1. ## Vectors

Let p=(2,k) and q=(3,5), find k such that the angle between p and q is π/4.

The question is under the vector section of the course elementary linear algebra. It's the first math course I've taken at university level. According to the key, the answer is 1/2,
but I see no way of getting there. Any help is appreciated.

2. ## Re: Vectors

If the angle between the two vectors is $\pi/4$, then the dot product of the two vectors is $|p||q|\sin(\pi/4)$. Do you know how to calculate the dot product of vectors (2,k) and (3,5)?

3. ## Re: Vectors

Hello, Cloudhorn!

$\text{Let } \vec{p}=\langle 2,k\rangle\,\text{ and }\,\vec{q} = \langle3,5\rangle$
$\text{Find }k\text{ such that the angle between }\vec{p}\text{ and }\vec{q}\text{ is }\tfrac{\pi}{4}$
You are expected to know this formula.
The angle $\theta$ between vectors $\vec{u}$ and $\vec{v}$ is given by: . $\cos\theta \;=\;\frac{\vec{u}\cdot\vec{v}}{|\vec{u}||\vec{v}| }$

In our problem: . $\frac{\vec{p}\cdot\vec{q}}{|\vec{p}||\vec{q}|} \;=\;\cos\tfrac{\pi}{4}$

We have: . $\begin{Bmatrix}\vec{p}\cdot\vec{q} &=&\langle2,k\rangle\cdot\langle3,5\rangle &=& 6 + 5k \\ |\vec{p}| &=& \sqrt{2^2+k^2 &=& \sqrt{k^2+4} \\ |\vec{q}| &=& \sqrt{3^2+5^2} &=& \sqrt{34} \end{Bmatrix}$

Substitute: . $\dfrac{5k+6}{\sqrt{k^2+4}\sqrt{34}} \:=\:\dfrac{1}{\sqrt{2}} \quad\Rightarrow\quad \sqrt{2}(5k+6) \;=\;\sqrt{34}\sqrt{k^2+4}$

Square both sides: . $2(5k+6)^2 \;=\;34(k^2+4) \quad\Rightarrow\quad (5k+6)^2 \;=\;17(k^2+4)$

. . . . . $25k^2 + 60k + 36 \:=\:17k^2 + 68 \quad\Rightarrow\quad 8k^2 + 60k - 32 \:=\:0$

. . . . . $2k^2 + 15k - 8 \:=\:0 \quad\Rightarrow\quad (2k-1)(k+8) \:=\:0$

We have: . $\begin{Bmatrix}2k-1 \:=\:0 & \Rightarrow & k \:=\:\frac{1}{2} \\ k+8 \:=\:0 & \Rightarrow & k \:=\:\text{-}8 \end{Bmatrix}$

If $k = \text{-}8$, we find that $\theta \,=\,\tfrac{3\pi}{4}$

Therefore: . $k \,=\,\tfrac{1}{2}$

4. ## Re: Vectors

Originally Posted by Cloudhorn
Let p=(2,k) and q=(3,5), find k such that the angle between p and q is π/4.
The question is under the vector section of the course elementary linear algebra.
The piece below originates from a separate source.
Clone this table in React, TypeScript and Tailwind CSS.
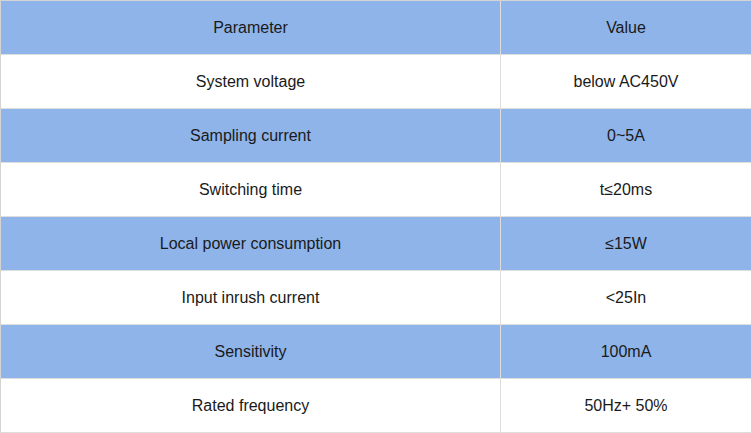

It's the first math course I've taken at university level. According to the key, the answer is 1/2, but I see no way of getting there. Any help is appreciated.
The angle between to vectors is $\cos \left( {\frac{\pi }{4}} \right) = \frac{{p \cdot q}}{{\left\| p \right\|\left\| q \right\|}}$.

5. ## Re: Vectors

This is perfectly clear to me now, thank you all for your answers.